## Records for the task
##########

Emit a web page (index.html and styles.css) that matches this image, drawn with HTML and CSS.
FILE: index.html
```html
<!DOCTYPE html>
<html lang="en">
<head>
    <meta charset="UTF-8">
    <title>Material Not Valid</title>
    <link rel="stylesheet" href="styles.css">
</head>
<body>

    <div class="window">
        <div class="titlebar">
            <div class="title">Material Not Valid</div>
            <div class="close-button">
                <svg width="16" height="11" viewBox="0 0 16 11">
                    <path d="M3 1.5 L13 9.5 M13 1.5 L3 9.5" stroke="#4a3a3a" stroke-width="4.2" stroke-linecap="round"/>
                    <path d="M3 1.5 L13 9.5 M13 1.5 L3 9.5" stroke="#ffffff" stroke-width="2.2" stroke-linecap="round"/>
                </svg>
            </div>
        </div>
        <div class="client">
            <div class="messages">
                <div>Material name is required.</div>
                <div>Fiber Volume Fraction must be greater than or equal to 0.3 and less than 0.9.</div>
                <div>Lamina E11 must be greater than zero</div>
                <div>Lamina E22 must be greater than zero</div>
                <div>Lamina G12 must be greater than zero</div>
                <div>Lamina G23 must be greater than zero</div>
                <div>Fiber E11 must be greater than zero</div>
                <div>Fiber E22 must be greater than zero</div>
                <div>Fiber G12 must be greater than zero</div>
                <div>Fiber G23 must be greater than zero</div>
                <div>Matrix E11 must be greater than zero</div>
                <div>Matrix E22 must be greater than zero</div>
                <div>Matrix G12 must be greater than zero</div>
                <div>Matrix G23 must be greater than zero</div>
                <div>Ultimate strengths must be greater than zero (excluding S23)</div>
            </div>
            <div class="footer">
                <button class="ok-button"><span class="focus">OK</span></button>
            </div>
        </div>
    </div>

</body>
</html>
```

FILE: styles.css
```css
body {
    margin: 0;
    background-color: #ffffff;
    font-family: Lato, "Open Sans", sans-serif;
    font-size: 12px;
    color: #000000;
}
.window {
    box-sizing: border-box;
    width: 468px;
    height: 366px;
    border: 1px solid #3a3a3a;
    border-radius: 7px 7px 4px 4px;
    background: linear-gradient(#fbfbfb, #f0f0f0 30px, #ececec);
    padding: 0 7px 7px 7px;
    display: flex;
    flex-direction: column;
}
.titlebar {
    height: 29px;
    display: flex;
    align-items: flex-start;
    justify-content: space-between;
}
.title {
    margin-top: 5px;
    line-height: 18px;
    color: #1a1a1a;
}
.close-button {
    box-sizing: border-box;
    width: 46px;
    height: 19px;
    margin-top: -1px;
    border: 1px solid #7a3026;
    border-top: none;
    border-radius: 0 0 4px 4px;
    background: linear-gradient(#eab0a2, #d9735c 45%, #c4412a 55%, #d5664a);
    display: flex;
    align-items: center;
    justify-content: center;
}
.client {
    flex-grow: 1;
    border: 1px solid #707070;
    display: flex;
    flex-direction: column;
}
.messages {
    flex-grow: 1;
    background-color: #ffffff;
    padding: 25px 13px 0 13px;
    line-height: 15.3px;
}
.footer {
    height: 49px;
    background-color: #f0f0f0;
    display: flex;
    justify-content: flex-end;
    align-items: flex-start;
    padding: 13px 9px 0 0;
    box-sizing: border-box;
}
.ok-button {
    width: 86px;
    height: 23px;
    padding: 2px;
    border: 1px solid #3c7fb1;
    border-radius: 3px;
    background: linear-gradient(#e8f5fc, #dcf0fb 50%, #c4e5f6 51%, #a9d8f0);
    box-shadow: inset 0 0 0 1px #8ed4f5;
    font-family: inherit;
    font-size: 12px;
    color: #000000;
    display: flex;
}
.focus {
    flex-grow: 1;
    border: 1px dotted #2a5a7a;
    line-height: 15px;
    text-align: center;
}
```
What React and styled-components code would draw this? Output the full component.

##########

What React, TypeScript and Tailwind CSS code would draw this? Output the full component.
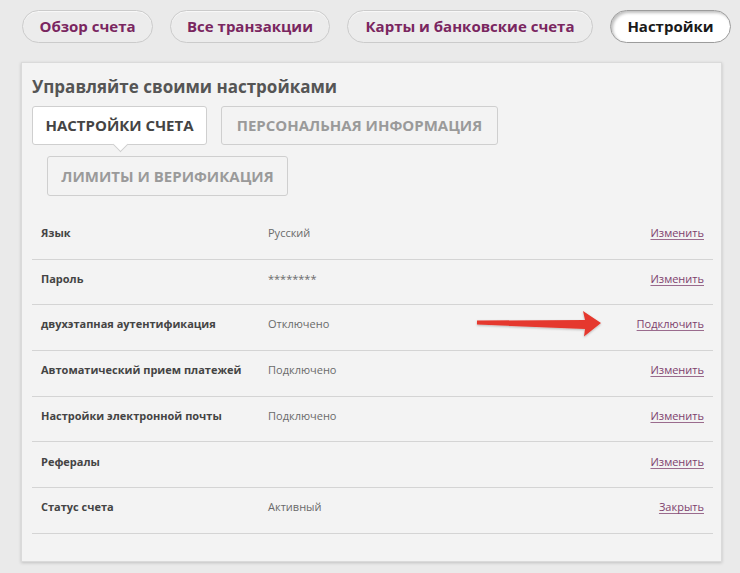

##########

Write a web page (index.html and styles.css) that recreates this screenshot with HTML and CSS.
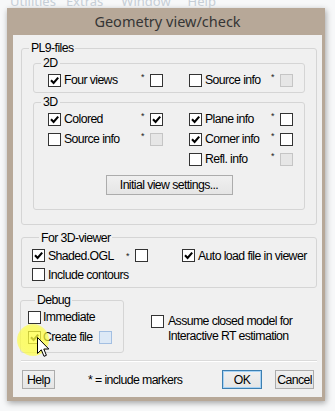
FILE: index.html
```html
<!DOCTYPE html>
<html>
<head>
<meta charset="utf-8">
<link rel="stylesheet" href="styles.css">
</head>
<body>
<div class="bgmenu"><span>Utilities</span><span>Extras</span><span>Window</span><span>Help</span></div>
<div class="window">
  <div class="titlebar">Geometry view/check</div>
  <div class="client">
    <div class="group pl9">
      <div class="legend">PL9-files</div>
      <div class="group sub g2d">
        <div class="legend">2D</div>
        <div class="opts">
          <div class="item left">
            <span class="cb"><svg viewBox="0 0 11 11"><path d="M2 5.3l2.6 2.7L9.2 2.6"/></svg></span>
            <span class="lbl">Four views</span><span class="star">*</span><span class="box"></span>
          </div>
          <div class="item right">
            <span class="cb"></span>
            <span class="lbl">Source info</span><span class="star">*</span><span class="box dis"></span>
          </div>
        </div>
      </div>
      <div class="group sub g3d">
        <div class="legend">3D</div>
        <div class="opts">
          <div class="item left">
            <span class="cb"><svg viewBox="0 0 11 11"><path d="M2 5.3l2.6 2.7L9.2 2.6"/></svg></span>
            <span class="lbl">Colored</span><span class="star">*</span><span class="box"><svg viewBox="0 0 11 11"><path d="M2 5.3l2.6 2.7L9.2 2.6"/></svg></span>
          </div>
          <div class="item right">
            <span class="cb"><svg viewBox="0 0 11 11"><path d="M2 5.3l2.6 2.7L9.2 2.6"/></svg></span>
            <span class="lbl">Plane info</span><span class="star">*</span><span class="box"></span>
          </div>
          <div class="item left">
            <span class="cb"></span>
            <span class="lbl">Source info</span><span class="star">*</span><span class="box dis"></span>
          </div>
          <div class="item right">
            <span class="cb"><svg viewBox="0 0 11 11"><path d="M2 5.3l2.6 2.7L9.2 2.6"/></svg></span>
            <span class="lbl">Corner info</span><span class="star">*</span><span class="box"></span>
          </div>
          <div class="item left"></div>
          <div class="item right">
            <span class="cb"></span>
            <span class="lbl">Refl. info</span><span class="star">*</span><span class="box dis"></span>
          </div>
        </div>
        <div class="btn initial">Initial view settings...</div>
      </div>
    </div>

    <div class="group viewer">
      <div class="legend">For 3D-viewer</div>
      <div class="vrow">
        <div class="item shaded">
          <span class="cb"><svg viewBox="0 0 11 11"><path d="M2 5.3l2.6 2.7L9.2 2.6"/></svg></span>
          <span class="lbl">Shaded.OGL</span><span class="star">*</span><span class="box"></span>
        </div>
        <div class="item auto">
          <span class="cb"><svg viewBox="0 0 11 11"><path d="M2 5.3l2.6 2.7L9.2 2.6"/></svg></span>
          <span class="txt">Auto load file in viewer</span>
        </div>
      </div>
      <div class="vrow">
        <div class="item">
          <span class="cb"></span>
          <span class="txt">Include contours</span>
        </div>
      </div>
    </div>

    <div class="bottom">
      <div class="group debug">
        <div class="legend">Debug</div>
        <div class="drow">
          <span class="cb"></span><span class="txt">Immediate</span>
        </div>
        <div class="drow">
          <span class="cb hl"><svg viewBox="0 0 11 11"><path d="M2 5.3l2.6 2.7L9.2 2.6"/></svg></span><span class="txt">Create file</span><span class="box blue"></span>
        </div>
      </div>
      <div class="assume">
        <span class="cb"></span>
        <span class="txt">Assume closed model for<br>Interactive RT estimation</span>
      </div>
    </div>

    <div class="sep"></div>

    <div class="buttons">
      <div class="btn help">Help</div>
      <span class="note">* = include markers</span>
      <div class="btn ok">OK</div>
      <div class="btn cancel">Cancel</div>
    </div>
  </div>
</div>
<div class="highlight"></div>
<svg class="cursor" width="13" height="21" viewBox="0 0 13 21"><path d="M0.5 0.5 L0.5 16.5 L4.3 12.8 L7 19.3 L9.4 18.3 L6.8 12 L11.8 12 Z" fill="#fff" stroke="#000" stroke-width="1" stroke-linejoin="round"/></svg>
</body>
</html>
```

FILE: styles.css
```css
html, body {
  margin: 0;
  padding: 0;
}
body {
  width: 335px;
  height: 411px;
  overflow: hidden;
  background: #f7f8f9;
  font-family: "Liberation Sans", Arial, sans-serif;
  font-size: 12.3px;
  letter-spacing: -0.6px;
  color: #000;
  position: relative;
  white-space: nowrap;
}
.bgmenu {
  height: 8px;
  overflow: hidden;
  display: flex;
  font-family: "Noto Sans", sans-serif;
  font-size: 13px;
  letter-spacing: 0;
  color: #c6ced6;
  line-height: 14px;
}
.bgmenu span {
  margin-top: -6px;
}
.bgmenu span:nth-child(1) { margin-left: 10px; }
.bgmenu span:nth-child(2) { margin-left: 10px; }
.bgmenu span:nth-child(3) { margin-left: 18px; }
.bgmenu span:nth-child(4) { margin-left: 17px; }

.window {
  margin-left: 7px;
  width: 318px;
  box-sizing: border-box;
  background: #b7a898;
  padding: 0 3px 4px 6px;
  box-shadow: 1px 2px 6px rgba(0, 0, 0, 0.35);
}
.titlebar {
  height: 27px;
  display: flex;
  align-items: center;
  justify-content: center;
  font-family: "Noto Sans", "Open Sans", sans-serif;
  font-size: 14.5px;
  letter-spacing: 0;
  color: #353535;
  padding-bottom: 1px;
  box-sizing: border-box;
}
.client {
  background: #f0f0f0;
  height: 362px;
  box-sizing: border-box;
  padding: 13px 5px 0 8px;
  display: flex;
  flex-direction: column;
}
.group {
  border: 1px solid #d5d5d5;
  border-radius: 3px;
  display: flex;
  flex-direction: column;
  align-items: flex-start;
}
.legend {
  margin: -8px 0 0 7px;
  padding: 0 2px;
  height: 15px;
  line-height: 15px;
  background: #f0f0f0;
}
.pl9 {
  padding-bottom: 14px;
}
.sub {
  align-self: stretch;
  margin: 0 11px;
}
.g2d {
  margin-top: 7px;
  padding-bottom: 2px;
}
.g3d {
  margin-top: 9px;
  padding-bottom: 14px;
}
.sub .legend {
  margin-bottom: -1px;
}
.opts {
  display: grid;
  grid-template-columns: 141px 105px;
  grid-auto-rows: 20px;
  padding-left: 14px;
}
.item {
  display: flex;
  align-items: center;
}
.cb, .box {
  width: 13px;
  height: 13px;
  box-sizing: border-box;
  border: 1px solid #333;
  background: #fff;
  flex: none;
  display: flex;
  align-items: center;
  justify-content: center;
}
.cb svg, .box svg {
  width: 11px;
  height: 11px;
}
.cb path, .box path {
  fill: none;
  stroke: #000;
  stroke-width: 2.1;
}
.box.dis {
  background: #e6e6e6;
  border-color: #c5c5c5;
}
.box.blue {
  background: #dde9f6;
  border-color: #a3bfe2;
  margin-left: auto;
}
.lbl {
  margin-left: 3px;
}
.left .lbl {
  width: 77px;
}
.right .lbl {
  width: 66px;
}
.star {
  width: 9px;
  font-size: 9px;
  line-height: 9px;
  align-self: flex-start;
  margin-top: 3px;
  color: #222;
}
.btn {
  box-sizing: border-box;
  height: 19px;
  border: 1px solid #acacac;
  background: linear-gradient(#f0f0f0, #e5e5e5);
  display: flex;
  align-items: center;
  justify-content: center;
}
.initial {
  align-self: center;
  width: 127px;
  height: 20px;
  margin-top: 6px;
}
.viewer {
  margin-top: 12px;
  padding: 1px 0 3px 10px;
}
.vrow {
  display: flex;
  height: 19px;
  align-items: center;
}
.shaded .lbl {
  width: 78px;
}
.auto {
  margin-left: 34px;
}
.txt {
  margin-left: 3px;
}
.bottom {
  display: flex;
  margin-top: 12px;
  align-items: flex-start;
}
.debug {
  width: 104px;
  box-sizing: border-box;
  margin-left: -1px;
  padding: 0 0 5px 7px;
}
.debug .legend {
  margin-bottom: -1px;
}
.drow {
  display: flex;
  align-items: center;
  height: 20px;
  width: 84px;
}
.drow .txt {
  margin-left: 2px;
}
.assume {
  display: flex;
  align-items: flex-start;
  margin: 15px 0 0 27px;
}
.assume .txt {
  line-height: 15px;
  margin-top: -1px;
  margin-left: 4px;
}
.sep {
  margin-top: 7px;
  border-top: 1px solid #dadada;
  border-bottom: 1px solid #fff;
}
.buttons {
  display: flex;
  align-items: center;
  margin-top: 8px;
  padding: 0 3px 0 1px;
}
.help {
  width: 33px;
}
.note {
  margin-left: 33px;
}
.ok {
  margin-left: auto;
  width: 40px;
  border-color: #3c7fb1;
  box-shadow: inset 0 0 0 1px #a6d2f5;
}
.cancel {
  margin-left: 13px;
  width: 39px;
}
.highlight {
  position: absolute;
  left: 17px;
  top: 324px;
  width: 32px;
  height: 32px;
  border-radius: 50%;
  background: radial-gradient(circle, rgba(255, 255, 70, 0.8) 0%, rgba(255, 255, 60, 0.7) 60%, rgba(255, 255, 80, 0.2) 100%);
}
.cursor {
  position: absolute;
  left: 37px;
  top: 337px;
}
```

##########

Copy out each line of the data containing the string "styles".

Emit a web page (index.html and styles.css) that matches this image, drawn with HTML and CSS.
    <link rel="stylesheet" href="styles.css">
FILE: styles.css
Write a web page (index.html and styles.css) that recreates this screenshot with HTML and CSS.
<link rel="stylesheet" href="styles.css">
FILE: styles.css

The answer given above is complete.